To create a reliable, transparent, and objective process, one can today incorporate threat modeling in the design, implementation, and operations process. Currently, the most notable is the MITRE ATT&CK framework and its cyber kill chain concept. Initially developed for IT environments, the MITRE ATT&CK was not applicable to industrial systems, which saw the development of the MITRE ATT&CK framework for ICS in 2019.

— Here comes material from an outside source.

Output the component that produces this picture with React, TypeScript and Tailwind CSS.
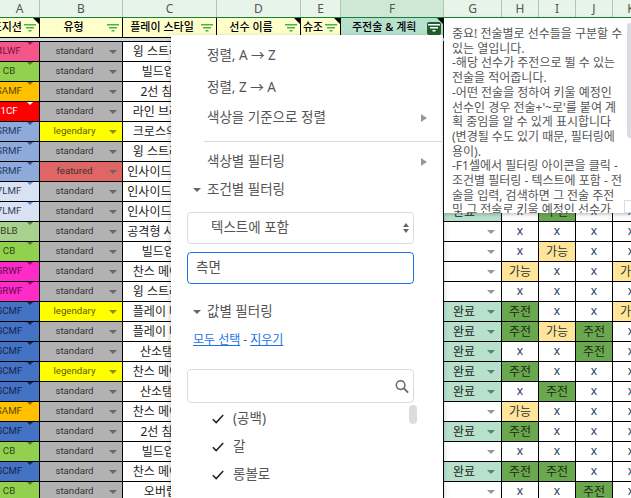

The MITRE ATT&CK framework for the ICS framework follows an attacker from initial access to the final goal of the attack and can be effectively used as a tool for predicting the next steps of the attackers. For example, MITRE ATT&CK for ICS focuses on tactics, techniques, and procedures (TTP) as seen in the wild. These TTPs are similar to bad behaviors, such as smoking or drinking, and the assumption behind the framework is that adversaries are having a hard time abandoning their behaviors. In this sense, monitoring for known techniques gives great value to our defense process. To give an example, the Program Download technique that is part of the “Persistence”, “Inhibit Response Function” and “Impair Process Control” tactics of MITRE ATT&CK for ICS is a worthy candidate to monitor using continuous network security monitoring. A program download can indicate a malicious change in the logic of a PLC, and if this change happens outside of known maintenance windows, we should seriously investigate this activity and respond to a potential incident.

In conclusion

Examining the ATT&CK for the ICS framework we can observe that the number of known adversaries, malware, and exploits is relatively low compared to the comparable IT framework. This observation confirms our statement that ICS hacking is not trivial, and not as widespread as IT-focused threats. However, ICS attacks are becoming a frightening reality that can impact our daily lives beyond financial cost. The attackers are getting bolder, and the attacks we have observed have displayed extremely advanced domain-knowledge. Our industrial technology won’t adapt to this new reality as fast as the attackers will. It’s high time that we put our attention on this matter.